- _Problem statement_:
Find the word "styles" in the listing; pull out each line holding it.

- _Data shown_:
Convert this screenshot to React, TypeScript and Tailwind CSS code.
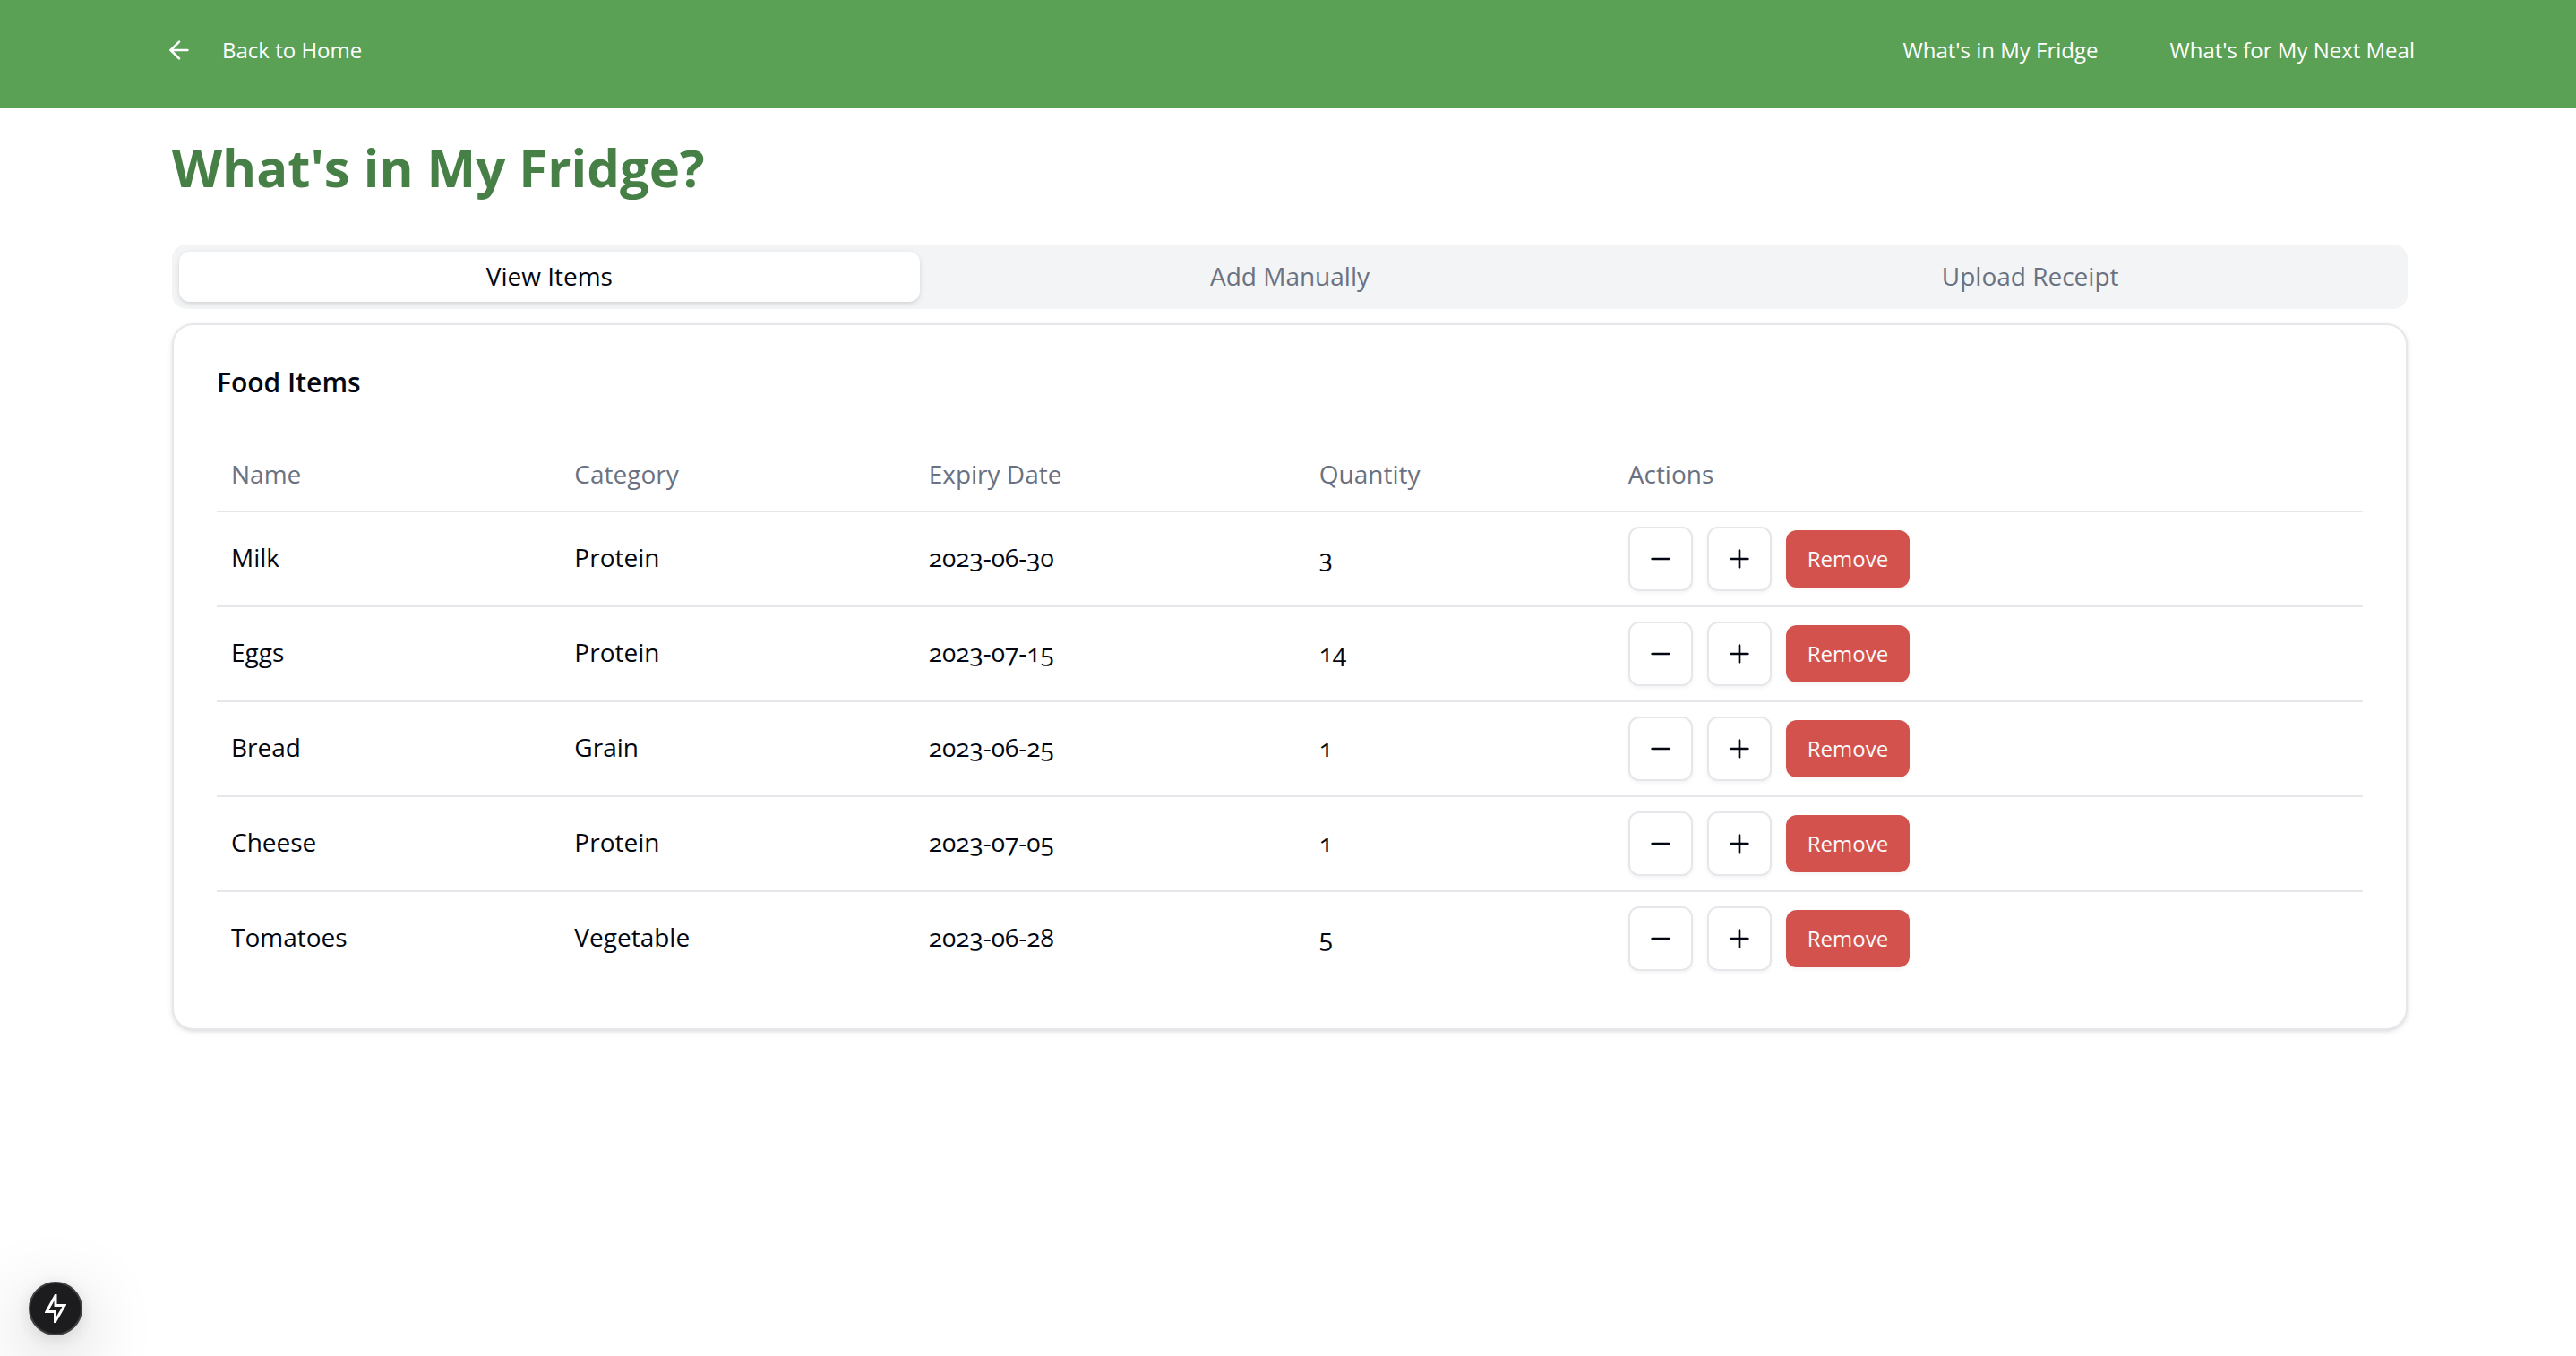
---
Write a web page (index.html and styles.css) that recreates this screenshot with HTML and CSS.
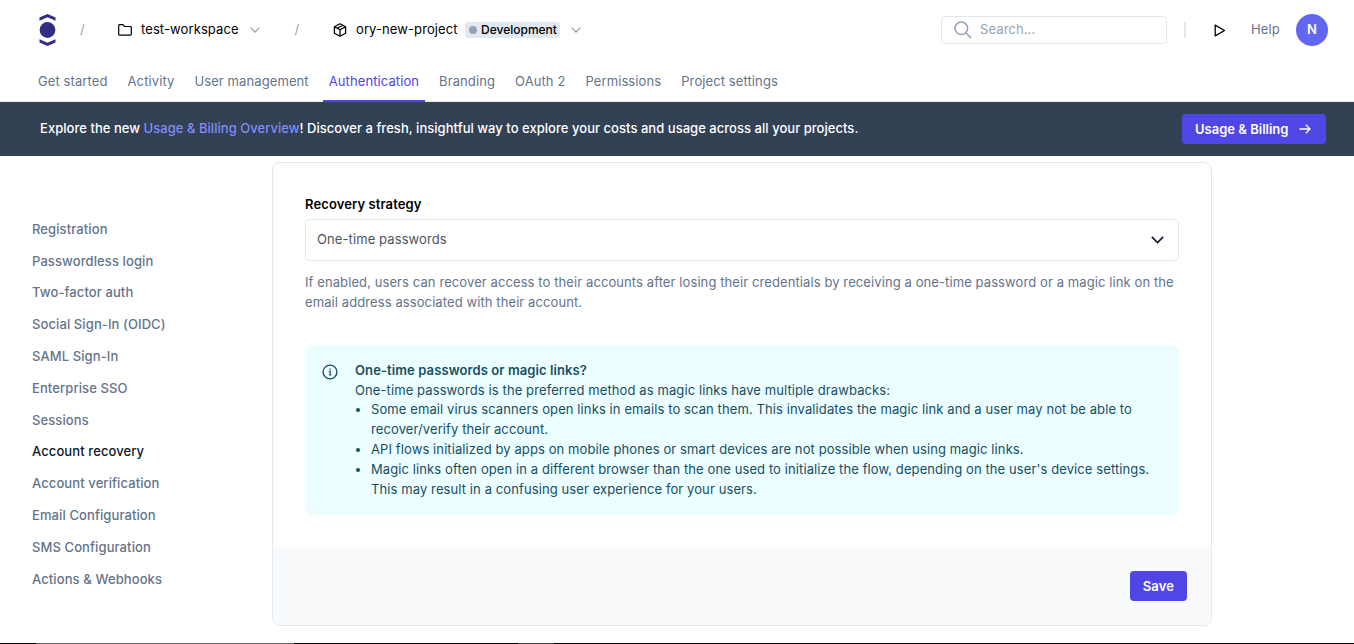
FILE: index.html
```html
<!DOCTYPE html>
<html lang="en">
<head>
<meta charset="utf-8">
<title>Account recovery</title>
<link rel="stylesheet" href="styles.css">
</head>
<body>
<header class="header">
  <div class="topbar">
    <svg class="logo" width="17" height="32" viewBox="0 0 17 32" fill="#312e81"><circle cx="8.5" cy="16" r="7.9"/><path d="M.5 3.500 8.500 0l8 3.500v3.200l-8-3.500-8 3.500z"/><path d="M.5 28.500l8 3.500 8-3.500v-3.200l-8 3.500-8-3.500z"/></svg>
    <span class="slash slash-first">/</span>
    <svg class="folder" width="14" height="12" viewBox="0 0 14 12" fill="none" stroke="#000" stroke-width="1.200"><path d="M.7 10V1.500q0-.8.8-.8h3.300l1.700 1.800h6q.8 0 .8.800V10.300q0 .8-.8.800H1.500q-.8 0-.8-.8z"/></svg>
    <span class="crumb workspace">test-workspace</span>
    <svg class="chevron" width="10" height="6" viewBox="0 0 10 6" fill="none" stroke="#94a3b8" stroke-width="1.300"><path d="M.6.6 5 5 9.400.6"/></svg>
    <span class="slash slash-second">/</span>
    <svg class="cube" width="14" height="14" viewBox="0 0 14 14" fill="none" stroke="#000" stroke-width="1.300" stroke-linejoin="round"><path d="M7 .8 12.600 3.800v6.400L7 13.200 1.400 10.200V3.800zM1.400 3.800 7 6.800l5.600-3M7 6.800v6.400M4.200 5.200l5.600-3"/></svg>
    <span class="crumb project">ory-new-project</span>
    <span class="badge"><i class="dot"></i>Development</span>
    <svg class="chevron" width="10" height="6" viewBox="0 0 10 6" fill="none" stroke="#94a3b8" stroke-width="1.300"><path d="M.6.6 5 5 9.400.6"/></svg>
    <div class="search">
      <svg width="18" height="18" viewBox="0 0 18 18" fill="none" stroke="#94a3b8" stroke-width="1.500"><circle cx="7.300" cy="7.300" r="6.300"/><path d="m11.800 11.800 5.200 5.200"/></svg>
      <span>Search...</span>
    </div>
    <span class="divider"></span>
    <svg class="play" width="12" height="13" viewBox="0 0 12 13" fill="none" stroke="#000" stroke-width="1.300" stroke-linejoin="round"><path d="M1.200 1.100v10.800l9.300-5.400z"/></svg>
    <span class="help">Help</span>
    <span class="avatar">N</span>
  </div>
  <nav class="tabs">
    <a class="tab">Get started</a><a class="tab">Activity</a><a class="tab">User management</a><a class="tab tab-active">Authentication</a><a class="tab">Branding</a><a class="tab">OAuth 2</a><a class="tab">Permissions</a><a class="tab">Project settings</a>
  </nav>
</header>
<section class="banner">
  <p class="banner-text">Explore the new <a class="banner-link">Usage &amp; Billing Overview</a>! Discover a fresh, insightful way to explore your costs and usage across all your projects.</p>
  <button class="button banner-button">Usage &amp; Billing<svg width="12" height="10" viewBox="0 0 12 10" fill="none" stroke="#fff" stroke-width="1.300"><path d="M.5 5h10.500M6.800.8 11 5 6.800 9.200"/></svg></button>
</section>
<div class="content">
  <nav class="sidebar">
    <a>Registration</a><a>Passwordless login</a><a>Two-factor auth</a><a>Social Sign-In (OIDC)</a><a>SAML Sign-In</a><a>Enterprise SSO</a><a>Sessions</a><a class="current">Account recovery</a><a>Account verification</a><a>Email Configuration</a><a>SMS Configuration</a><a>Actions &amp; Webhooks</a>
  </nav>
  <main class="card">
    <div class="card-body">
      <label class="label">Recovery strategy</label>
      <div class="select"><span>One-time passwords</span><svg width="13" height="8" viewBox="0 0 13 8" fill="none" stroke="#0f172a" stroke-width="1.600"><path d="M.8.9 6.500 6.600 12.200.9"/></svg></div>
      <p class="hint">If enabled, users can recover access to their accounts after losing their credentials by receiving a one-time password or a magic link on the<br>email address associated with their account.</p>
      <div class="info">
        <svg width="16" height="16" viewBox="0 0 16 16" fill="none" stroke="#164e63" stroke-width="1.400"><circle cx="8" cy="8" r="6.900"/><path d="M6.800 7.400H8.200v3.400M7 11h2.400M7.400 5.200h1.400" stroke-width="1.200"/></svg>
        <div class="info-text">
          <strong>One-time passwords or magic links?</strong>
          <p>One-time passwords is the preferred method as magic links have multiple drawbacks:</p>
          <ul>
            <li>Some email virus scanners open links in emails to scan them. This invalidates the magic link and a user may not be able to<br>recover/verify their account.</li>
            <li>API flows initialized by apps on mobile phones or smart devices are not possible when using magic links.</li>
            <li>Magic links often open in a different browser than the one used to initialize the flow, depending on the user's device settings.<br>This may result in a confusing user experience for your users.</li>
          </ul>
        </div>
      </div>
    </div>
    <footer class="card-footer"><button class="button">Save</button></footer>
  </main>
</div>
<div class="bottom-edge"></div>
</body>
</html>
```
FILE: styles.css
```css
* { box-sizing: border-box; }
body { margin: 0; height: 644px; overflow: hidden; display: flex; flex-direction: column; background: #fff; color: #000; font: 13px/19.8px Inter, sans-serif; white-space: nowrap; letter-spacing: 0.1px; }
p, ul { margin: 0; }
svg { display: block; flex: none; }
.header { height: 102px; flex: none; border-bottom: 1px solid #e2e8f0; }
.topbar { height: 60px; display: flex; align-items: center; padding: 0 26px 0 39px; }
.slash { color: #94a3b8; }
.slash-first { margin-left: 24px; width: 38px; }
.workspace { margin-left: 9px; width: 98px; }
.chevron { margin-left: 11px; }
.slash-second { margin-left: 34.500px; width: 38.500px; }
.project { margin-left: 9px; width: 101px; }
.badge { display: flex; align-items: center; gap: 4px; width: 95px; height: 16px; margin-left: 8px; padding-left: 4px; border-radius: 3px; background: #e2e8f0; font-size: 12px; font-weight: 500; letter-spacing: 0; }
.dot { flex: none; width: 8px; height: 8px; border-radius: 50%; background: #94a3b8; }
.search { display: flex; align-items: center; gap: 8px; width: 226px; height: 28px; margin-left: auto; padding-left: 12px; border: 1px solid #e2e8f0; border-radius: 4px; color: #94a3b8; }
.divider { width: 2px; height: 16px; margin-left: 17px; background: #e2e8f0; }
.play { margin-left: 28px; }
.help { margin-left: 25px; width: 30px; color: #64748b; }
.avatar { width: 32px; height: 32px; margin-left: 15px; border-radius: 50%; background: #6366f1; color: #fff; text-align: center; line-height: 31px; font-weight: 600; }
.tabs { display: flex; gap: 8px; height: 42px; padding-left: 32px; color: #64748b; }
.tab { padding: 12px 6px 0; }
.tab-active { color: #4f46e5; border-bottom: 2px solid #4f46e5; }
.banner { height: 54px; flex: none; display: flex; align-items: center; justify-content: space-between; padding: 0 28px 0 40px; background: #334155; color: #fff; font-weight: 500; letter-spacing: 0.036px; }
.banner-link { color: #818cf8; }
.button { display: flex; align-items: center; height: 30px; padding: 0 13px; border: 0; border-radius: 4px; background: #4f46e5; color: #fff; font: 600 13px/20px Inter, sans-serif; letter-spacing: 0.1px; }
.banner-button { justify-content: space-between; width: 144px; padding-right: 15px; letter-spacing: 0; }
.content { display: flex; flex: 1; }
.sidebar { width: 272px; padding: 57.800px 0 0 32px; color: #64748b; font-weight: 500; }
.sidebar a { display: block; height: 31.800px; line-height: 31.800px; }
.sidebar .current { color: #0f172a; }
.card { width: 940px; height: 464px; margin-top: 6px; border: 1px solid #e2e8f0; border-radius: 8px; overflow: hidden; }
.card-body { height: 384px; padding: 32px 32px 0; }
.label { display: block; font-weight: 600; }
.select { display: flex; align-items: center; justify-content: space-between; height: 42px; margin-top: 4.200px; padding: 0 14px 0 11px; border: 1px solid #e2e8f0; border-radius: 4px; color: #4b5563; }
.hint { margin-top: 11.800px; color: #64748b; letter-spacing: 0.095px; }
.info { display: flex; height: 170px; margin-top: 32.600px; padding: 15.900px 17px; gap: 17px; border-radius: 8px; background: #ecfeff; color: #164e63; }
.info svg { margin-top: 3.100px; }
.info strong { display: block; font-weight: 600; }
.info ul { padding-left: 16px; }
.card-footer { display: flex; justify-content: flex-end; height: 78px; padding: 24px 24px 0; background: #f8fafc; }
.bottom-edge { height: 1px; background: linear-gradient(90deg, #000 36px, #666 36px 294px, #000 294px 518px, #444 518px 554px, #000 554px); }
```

- _Reply to the task_:
Write a web page (index.html and styles.css) that recreates this screenshot with HTML and CSS.
<link rel="stylesheet" href="styles.css">
FILE: styles.css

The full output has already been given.